Maple Leaf Foods becomes first carbon-neutral major food company worldwide
Maple Leaf has made significant progress toward its goal to reduce its environmental footprint by 50% by 2025.
Maple Leaf Foods Inc., Canada, announced a step forward on its sustainability journey, as it becomes what is said to be the first major food company in the world to be carbon neutral.
Maple Leaf's path to carbon neutrality is predicated on aggressively reducing emissions by meeting the gold standard of Science Based Targets, which align global greenhouse gas emission reductions with the goals of the Paris Agreement on climate change. In doing so, the company becomes one of just three animal protein companies in the world to set Science Based Targets, approved by the international Science Based Target Initiative.
"There is simply no more time to waste. The devastating impact of climate change on our planet must be confronted head-on by business leaders with decisive and immediate action," says Michael McCain, president and CEO. "The global food system must change dramatically if we are to sustainably feed the world's growing population. We recognize that producing nutrient-dense foods takes vital planetary resources, and we are staking our future on being carbon neutral today, and every day going forward."
Maple Leaf has made significant progress toward its goal to reduce its environmental footprint by 50% by 2025. Since 2015, the company has reduced over 86 million kilowatt hours of electricity – equal to 12,912 passenger vehicles driven for one year -- and over 4.3 million m3 of natural gas, which equals annual energy usage for 1,000 homes. Through its water conservation efforts, Maple Leaf has reduced water usage by over 1.2 billion liters.
Maple Leaf is also investing in credible and independently verified, high-impact environmental projects throughout Canada and the United States to address its remaining carbon footprint, bringing it to zero. These projects support wind energy, recovering methane gas from landfills, composting and biomass programs to reduce methane emissions and forest protection and re-forestry to conserve species and biodiversity.
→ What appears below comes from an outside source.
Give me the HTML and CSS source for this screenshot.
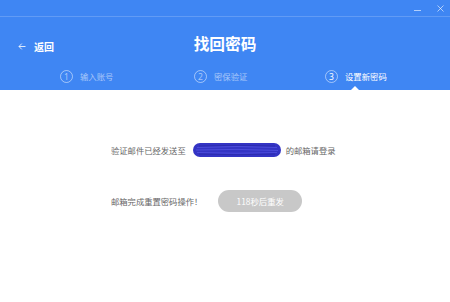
FILE: index.html
```html
<!DOCTYPE html>
<html lang="zh">
<head>
<meta charset="utf-8">
<title>找回密码</title>
<link rel="stylesheet" href="styles.css">
</head>
<body>
<div class="header">
  <div class="titlebar">
    <span class="win-min"></span>
    <svg class="win-close" width="7" height="7" viewBox="0 0 7 7"><path d="M0.5 0.5L6.5 6.5M6.5 0.5L0.5 6.5" stroke="rgba(255,255,255,0.65)" stroke-width="0.9" fill="none"/></svg>
  </div>
  <div class="nav">
    <div class="back">
      <svg class="back-arrow" width="8" height="7" viewBox="0 0 8 7"><path d="M7.5 3.5H1M3.8 0.6L1 3.5L3.8 6.4" stroke="rgba(255,255,255,0.9)" stroke-width="0.9" fill="none"/></svg>
      <span class="back-text">返回</span>
    </div>
    <div class="title">找回密码</div>
    <div></div>
  </div>
  <div class="steps">
    <div class="step"><span class="num">1</span><span class="label">输入账号</span></div>
    <div class="step"><span class="num">2</span><span class="label">密保验证</span></div>
    <div class="step active"><span class="num">3</span><span class="label">设置新密码</span></div>
  </div>
</div>
<div class="content">
  <div class="block">
    <div class="line line1">
      <span>验证邮件已经发送至</span>
      <svg class="mask" width="88" height="14" viewBox="0 0 88 14">
        <rect x="0" y="0" width="88" height="14" rx="7" fill="#3434c4"/>
        <path d="M4 4.5Q44 2.5 84 4.5M3 7Q44 5.5 85 7.5M4 9.5Q44 11 84 9.5" stroke="#5252e0" stroke-width="0.8" fill="none"/>
        <path d="M6 3Q44 1.5 82 3M6 11Q44 12.5 82 11" stroke="#2a2aa8" stroke-width="0.8" fill="none"/>
      </svg>
      <span>的邮箱请登录</span>
    </div>
    <div class="line line2">
      <span>邮箱完成重置密码操作！</span>
      <span class="resend">118秒后重发</span>
    </div>
  </div>
</div>
</body>
</html>
```
FILE: styles.css
```css
* { box-sizing: border-box; }
html, body { margin: 0; padding: 0; }
body {
  width: 450px;
  height: 302px;
  background: #ffffff;
  font-family: "Noto Sans CJK SC", "Microsoft YaHei", sans-serif;
  overflow: hidden;
}
.header {
  background: #3f86f3;
  height: 90px;
  display: flex;
  flex-direction: column;
}
.titlebar {
  height: 17px;
  border-bottom: 1px solid rgba(255,255,255,0.18);
  display: flex;
  justify-content: flex-end;
  align-items: flex-start;
  padding-right: 6px;
}
.win-min {
  width: 7px;
  height: 1px;
  background: rgba(255,255,255,0.6);
  margin-top: 10px;
  margin-right: 16px;
}
.win-close { margin-top: 5px; }
.nav {
  height: 45px;
  display: grid;
  grid-template-columns: 1fr auto 1fr;
}
.back {
  display: flex;
  align-items: center;
  padding-left: 18px;
  padding-top: 22px;
  height: 38px;
  color: #fff;
}
.back-arrow { margin-right: 8px; margin-top: -2px; }
.back-text {
  font-size: 10px;
  font-weight: bold;
  line-height: 14px;
}
.title {
  color: #fff;
  font-size: 15.7px;
  font-weight: bold;
  line-height: 20px;
  padding-top: 17px;
}
.steps {
  height: 28px;
  display: grid;
  grid-template-columns: 134px 131px auto;
  padding-left: 60px;
}
.step {
  display: flex;
  align-items: center;
  position: relative;
  color: rgba(255,255,255,0.55);
}
.num {
  width: 13px;
  height: 13px;
  border: 1px solid rgba(255,255,255,0.5);
  border-radius: 50%;
  font-size: 8.5px;
  line-height: 11px;
  text-align: center;
  margin-right: 7px;
  font-family: "Noto Sans", sans-serif;
}
.label {
  font-size: 8.4px;
  line-height: 12px;
}
.step.active { color: #fff; }
.step.active::after {
  content: "";
  position: absolute;
  bottom: 0;
  left: 26px;
  border-left: 4px solid transparent;
  border-right: 4px solid transparent;
  border-bottom: 4px solid #fff;
}
.content {
  padding-top: 53px;
  padding-left: 111px;
}
.block {
  color: #666;
  font-size: 8.3px;
}
.line {
  display: flex;
  align-items: center;
}
.line1 { height: 14px; }
.mask { margin: 0 5px 0 7px; }
.line2 {
  margin-top: 33px;
  height: 22px;
}
.resend {
  margin-left: 16px;
  width: 84px;
  height: 22px;
  border-radius: 11px;
  background: #c8c8c8;
  color: #fff;
  font-size: 8.4px;
  display: flex;
  align-items: center;
  justify-content: center;
}
```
"Today's actions are not just about being socially responsible; they are about survival," says McCain. "Consumers rightfully expect business and political leaders to solve these problems and address the profound consequences of our climate crisis. Our announcement demonstrates that carbon neutrality and Science Based Targets for emissions reduction are both achievable and urgent. We hope our actions inspire food companies and businesses broadly to join us in the critical fight against climate change."